- Birth name: Maruti Johannes Nkuna
- Born: c. 1968 Zebediela, Limpopo, South Africa
- Origin: Limpopo, South Africa
- Died: 26 February 2008
- Genres: Afro Pop, Afro Soul
- Occupation(s): Singer-songwriter, instrumentalist
- Instrument(s): Singing, guitar
- Years active: 1999–2008
- Labels: Sony BMG

= Umanji =

Umanji (c. 1968 – 26 February 2008), born Maruti Johannes Nkuna, was a South African musician and singer-songwriter.

==Biography==
Umanji was born in the Zebediela region of Limpopo, South Africa. After spending eight years in the South African Police Force, he released his debut album, Moloi, in 1999, earning a nomination for best newcomer at the South African Music Awards (SAMA).

Umanji's subsequent albums were Wantolobela (2001) and Ndlala (2003). A song from the latter album won him Best Male Composer at SAMA 2005.

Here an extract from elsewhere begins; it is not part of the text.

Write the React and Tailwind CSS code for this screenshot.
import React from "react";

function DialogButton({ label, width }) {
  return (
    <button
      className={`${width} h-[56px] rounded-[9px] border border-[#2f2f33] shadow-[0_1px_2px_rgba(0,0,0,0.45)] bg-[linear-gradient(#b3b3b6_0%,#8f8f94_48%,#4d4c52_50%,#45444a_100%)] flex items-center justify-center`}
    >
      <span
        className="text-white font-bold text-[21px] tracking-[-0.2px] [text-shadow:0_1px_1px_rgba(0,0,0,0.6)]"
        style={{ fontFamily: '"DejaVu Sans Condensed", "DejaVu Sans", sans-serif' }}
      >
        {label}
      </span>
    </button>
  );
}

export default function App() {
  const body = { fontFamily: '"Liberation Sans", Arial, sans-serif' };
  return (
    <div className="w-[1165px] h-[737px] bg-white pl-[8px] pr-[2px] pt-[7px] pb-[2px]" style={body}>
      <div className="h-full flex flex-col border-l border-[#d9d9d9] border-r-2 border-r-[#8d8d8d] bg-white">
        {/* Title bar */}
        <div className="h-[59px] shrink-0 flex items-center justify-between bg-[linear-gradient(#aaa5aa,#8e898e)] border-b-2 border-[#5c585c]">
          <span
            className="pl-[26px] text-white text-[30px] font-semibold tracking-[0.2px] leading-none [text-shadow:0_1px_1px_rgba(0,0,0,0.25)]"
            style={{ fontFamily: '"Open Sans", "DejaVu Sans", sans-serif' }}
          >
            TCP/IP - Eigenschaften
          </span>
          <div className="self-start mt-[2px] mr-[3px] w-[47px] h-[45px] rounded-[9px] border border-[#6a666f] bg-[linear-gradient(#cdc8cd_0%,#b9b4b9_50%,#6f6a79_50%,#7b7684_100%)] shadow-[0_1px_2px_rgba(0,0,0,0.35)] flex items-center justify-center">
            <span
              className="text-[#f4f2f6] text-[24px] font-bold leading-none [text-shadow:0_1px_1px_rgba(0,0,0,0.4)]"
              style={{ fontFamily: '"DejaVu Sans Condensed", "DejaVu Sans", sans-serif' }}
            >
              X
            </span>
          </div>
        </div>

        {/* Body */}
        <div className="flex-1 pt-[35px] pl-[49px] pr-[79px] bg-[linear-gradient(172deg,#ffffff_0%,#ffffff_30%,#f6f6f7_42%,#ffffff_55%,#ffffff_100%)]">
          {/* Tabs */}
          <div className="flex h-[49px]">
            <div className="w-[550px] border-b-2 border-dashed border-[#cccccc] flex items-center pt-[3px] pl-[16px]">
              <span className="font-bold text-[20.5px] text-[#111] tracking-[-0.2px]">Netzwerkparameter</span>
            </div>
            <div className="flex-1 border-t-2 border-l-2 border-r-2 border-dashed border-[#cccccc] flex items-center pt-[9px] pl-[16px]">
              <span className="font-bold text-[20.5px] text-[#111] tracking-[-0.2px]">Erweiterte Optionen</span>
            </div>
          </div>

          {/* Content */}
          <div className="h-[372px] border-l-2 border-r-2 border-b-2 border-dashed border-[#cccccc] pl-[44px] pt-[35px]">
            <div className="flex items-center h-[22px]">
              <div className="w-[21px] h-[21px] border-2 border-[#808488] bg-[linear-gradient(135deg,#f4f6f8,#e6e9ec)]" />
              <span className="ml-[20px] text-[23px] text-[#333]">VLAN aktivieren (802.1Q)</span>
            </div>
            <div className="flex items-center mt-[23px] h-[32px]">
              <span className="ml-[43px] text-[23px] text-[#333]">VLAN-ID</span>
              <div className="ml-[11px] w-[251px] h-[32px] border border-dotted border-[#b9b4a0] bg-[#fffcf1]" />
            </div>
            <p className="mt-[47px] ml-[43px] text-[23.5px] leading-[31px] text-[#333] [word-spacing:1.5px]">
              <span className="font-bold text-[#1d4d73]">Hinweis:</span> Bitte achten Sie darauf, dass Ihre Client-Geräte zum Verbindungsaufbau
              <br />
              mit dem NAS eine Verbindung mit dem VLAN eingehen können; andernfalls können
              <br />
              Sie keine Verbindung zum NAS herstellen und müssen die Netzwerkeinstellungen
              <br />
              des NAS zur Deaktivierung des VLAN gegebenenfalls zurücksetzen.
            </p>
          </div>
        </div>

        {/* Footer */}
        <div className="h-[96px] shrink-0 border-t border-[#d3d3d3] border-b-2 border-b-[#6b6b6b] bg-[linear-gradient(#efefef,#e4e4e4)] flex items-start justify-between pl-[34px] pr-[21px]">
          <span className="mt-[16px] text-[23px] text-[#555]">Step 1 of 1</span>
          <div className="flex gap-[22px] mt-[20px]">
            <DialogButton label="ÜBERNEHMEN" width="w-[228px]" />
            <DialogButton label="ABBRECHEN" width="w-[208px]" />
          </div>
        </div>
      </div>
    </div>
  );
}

In 2006 Umanji fell ill with tuberculosis. After initial denials, he admitted he was HIV-positive the following year. He accused his record label, Sony BMG, of dropping him when he fell ill, and said he had been sidelined as a live performer.

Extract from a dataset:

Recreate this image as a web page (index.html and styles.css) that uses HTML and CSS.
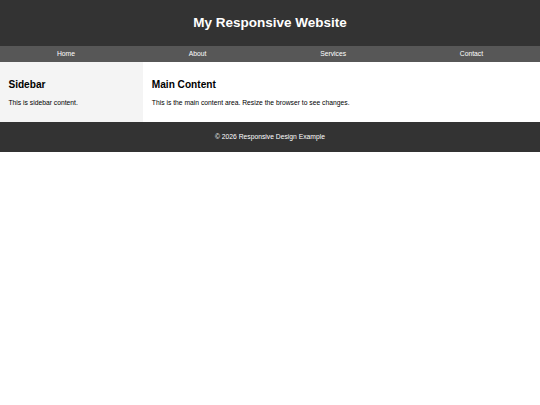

Umanji died of AIDS-related causes in February 2008. Limpopo Premier Sello Moloto said at the time, "He was a talented musician with acclaim both here at home and abroad. There is no doubt that his style and sound will remain unique amongst his peers. Umanji will be dearly missed by our government and the people of our province."